→ **Work required**
Print every entry word for word, but omit the pictures.

++++ Data for processing

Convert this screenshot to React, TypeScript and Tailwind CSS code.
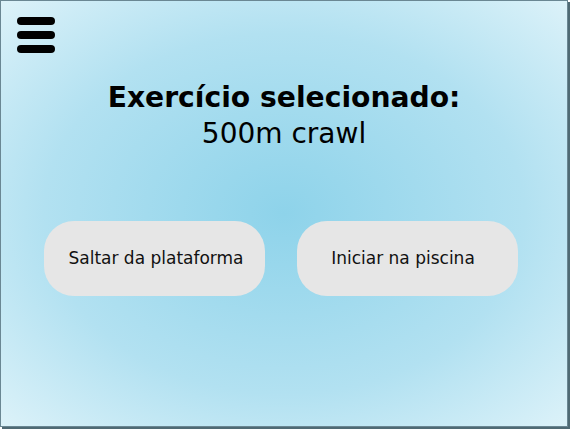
export default function App() {
    return (
        <div className="h-[429px] w-[570px] bg-white">
            <div
                className="flex h-[427px] w-[568px] flex-col border border-[#6a8793] bg-[radial-gradient(ellipse_at_center,#8ed3ea_0%,#b2e1f1_60%,#dcf2f9_100%)] shadow-[2px_2px_0_#4f6a74]"
                style={{ fontFamily: '"DejaVu Sans", sans-serif' }}
            >
                <button
                    type="button"
                    className="ml-[16px] mt-[16px] flex w-[38px] flex-col gap-[6px]"
                    aria-label="Menu"
                >
                    <span className="h-[8px] w-[38px] rounded-full bg-black" />
                    <span className="h-[8px] w-[38px] rounded-full bg-black" />
                    <span className="h-[8px] w-[38px] rounded-full bg-black" />
                </button>

                <div className="mt-[27px] flex flex-col items-center text-[28px] leading-[36px] text-black">
                    <h1 className="text-[28.2px] font-bold">Exercício selecionado:</h1>
                    <p>500m crawl</p>
                </div>

                <div className="mt-[69px] flex gap-[32px] pl-[43px]">
                    <button
                        type="button"
                        className="h-[75px] w-[221px] rounded-[30px] bg-[#e6e6e6] pl-[3px] text-[17px] text-[#111]"
                    >
                        Saltar da plataforma
                    </button>
                    <button
                        type="button"
                        className="h-[75px] w-[221px] rounded-[30px] bg-[#e6e6e6] pr-[9px] text-[17px] text-[#111]"
                    >
                        Iniciar na piscina
                    </button>
                </div>
            </div>
        </div>
    );
}
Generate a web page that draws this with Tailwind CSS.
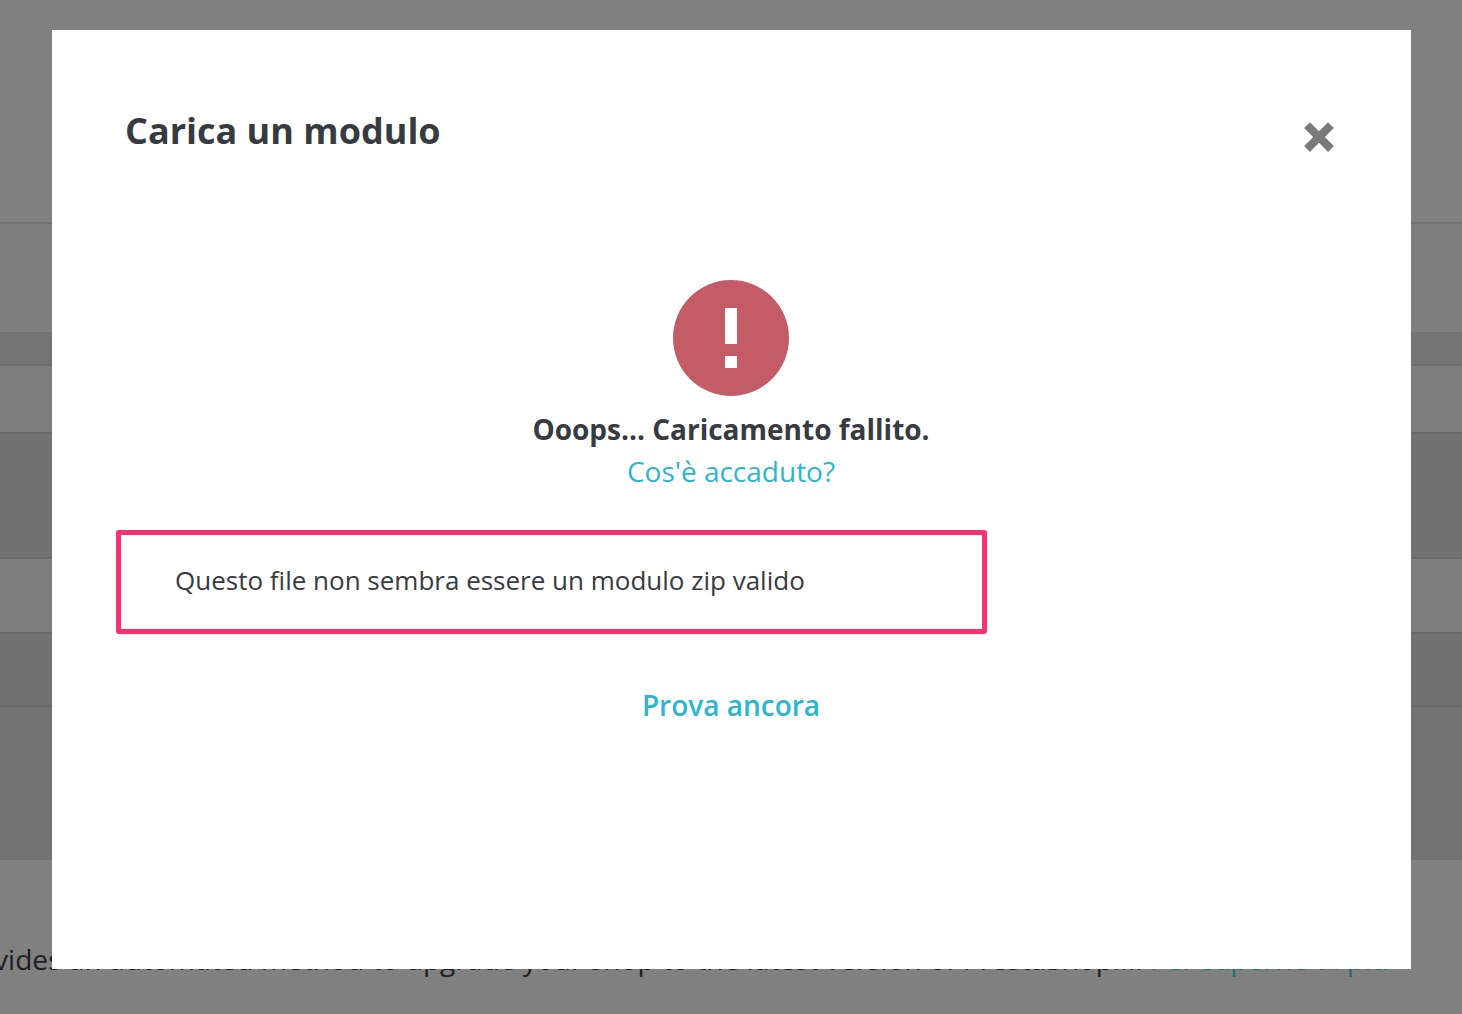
<!DOCTYPE html>
<html><head><meta charset="utf-8"><script src="https://cdn.jsdelivr.net/npm/@tailwindcss/browser@4"></script></head>
<body class="m-0">
<div class="relative w-[1462px] h-[1014px] overflow-hidden bg-[#808080] font-['Open_Sans',sans-serif]">
  <div class="flex flex-col">
    <div class="h-[222px] bg-[#808080]"></div>
    <div class="h-[110px] border-t-2 border-[#6f7173] bg-[#7f7f7f]"></div>
    <div class="h-[32px] bg-[#747474]"></div>
    <div class="h-[68px] border-t-2 border-[#6b6d6f] bg-[#7c7c7c]"></div>
    <div class="h-[125px] border-t-2 border-[#66686a] bg-[#727272]"></div>
    <div class="h-[75px] border-t-2 border-[#696b6d] bg-[#7c7c7c]"></div>
    <div class="h-[73px] border-t-2 border-[#696b6d] bg-[#727272]"></div>
    <div class="h-[155px] border-t-2 border-[#696b6d] bg-[#737373]"></div>
    <div class="h-[154px] bg-[#808080] pt-[81px] whitespace-nowrap text-[28.14px] leading-[36px] text-[#1e2026] -ml-[6px]">vides an automated method to upgrade your shop to the latest version of PrestaShop.... <span class="text-[#1f6f78]">Per saperne di più</span></div>
  </div>
  <div class="absolute left-[52px] top-[30px] w-[1359px] h-[939px] bg-white">
    <div class="flex items-start justify-between pl-[73px] pr-[76px] pt-[76px]">
      <h2 class="text-[36px] leading-[50px] font-bold text-[#363a41]">Carica un modulo</h2>
      <svg class="mt-[14px] -mr-[1px]" width="34" height="34" viewBox="0 0 32 32"><path d="M2 7.5 7.5 2 16 10.5 24.500 2 30 7.5 21.500 16 30 24.500 24.500 30 16 21.500 7.500 30 2 24.500 10.500 16Z" fill="#7a7a7a"/></svg>
    </div>
    <div class="flex flex-col items-center mt-[124px] -ml-[1px]">
      <div class="w-[116px] h-[116px] rounded-full bg-[#c45c67] flex flex-col items-center justify-center gap-[12px]">
        <div class="w-[12px] h-[36px] bg-white"></div>
        <div class="w-[12px] h-[12px] bg-white"></div>
      </div>
      <p class="mt-[11px] text-[28px] leading-[44px] font-bold text-[#363a41]">Ooops... Caricamento fallito.</p>
      <a class="text-[28px] leading-[40px] text-[#2cb5d1]">Cos'è accaduto?</a>
    </div>
    <div class="ml-[64px] mt-[39px] w-[871px] h-[104px] border-[5px] border-[#f9326f] rounded-[3px] flex items-center pl-[54px] text-[26px] text-[#363a41]"><span class="-mt-[4px]">Questo file non sembra essere un modulo zip valido</span></div>
    <p class="mt-[49px] text-center text-[28px] leading-[44px] font-semibold text-[#2cb5d1] -ml-[1px]">Prova ancora</p>
  </div>
</div>
</body></html>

++++++++

→ **Solution for this exercise**
Convert this screenshot to React, TypeScript and Tailwind CSS code.
export default function App() {
    return (
        <div className="h-[429px] w-[570px] bg-white">
            <div
                className="flex h-[427px] w-[568px] flex-col border border-[#6a8793] bg-[radial-gradient(ellipse_at_center,#8ed3ea_0%,#b2e1f1_60%,#dcf2f9_100%)] shadow-[2px_2px_0_#4f6a74]"
                style={{ fontFamily: '"DejaVu Sans", sans-serif' }}
            >
                <button
                    type="button"
                    className="ml-[16px] mt-[16px] flex w-[38px] flex-col gap-[6px]"
                    aria-label="Menu"
                >
                    <span className="h-[8px] w-[38px] rounded-full bg-black" />
                    <span className="h-[8px] w-[38px] rounded-full bg-black" />
                    <span className="h-[8px] w-[38px] rounded-full bg-black" />
                </button>

                <div className="mt-[27px] flex flex-col items-center text-[28px] leading-[36px] text-black">
                    <h1 className="text-[28.2px] font-bold">Exercício selecionado:</h1>
                    <p>500m crawl</p>
                </div>

                <div className="mt-[69px] flex gap-[32px] pl-[43px]">
                    <button
                        type="button"
                        className="h-[75px] w-[221px] rounded-[30px] bg-[#e6e6e6] pl-[3px] text-[17px] text-[#111]"
                    >
                        Saltar da plataforma
                    </button>
                    <button
                        type="button"
                        className="h-[75px] w-[221px] rounded-[30px] bg-[#e6e6e6] pr-[9px] text-[17px] text-[#111]"
                    >
                        Iniciar na piscina
                    </button>
                </div>
            </div>
        </div>
    );
}
Generate a web page that draws this with Tailwind CSS.
<!DOCTYPE html>
<html><head><meta charset="utf-8"><script src="https://cdn.jsdelivr.net/npm/@tailwindcss/browser@4"></script></head>
<body class="m-0">
<div class="relative w-[1462px] h-[1014px] overflow-hidden bg-[#808080] font-['Open_Sans',sans-serif]">
  <div class="flex flex-col">
    <div class="h-[222px] bg-[#808080]"></div>
    <div class="h-[110px] border-t-2 border-[#6f7173] bg-[#7f7f7f]"></div>
    <div class="h-[32px] bg-[#747474]"></div>
    <div class="h-[68px] border-t-2 border-[#6b6d6f] bg-[#7c7c7c]"></div>
    <div class="h-[125px] border-t-2 border-[#66686a] bg-[#727272]"></div>
    <div class="h-[75px] border-t-2 border-[#696b6d] bg-[#7c7c7c]"></div>
    <div class="h-[73px] border-t-2 border-[#696b6d] bg-[#727272]"></div>
    <div class="h-[155px] border-t-2 border-[#696b6d] bg-[#737373]"></div>
    <div class="h-[154px] bg-[#808080] pt-[81px] whitespace-nowrap text-[28.14px] leading-[36px] text-[#1e2026] -ml-[6px]">vides an automated method to upgrade your shop to the latest version of PrestaShop.... <span class="text-[#1f6f78]">Per saperne di più</span></div>
  </div>
  <div class="absolute left-[52px] top-[30px] w-[1359px] h-[939px] bg-white">
    <div class="flex items-start justify-between pl-[73px] pr-[76px] pt-[76px]">
      <h2 class="text-[36px] leading-[50px] font-bold text-[#363a41]">Carica un modulo</h2>
      <svg class="mt-[14px] -mr-[1px]" width="34" height="34" viewBox="0 0 32 32"><path d="M2 7.5 7.5 2 16 10.5 24.500 2 30 7.5 21.500 16 30 24.500 24.500 30 16 21.500 7.500 30 2 24.500 10.500 16Z" fill="#7a7a7a"/></svg>
    </div>
    <div class="flex flex-col items-center mt-[124px] -ml-[1px]">
      <div class="w-[116px] h-[116px] rounded-full bg-[#c45c67] flex flex-col items-center justify-center gap-[12px]">
        <div class="w-[12px] h-[36px] bg-white"></div>
        <div class="w-[12px] h-[12px] bg-white"></div>
      </div>
      <p class="mt-[11px] text-[28px] leading-[44px] font-bold text-[#363a41]">Ooops... Caricamento fallito.</p>
      <a class="text-[28px] leading-[40px] text-[#2cb5d1]">Cos'è accaduto?</a>
    </div>
    <div class="ml-[64px] mt-[39px] w-[871px] h-[104px] border-[5px] border-[#f9326f] rounded-[3px] flex items-center pl-[54px] text-[26px] text-[#363a41]"><span class="-mt-[4px]">Questo file non sembra essere un modulo zip valido</span></div>
    <p class="mt-[49px] text-center text-[28px] leading-[44px] font-semibold text-[#2cb5d1] -ml-[1px]">Prova ancora</p>
  </div>
</div>
</body></html>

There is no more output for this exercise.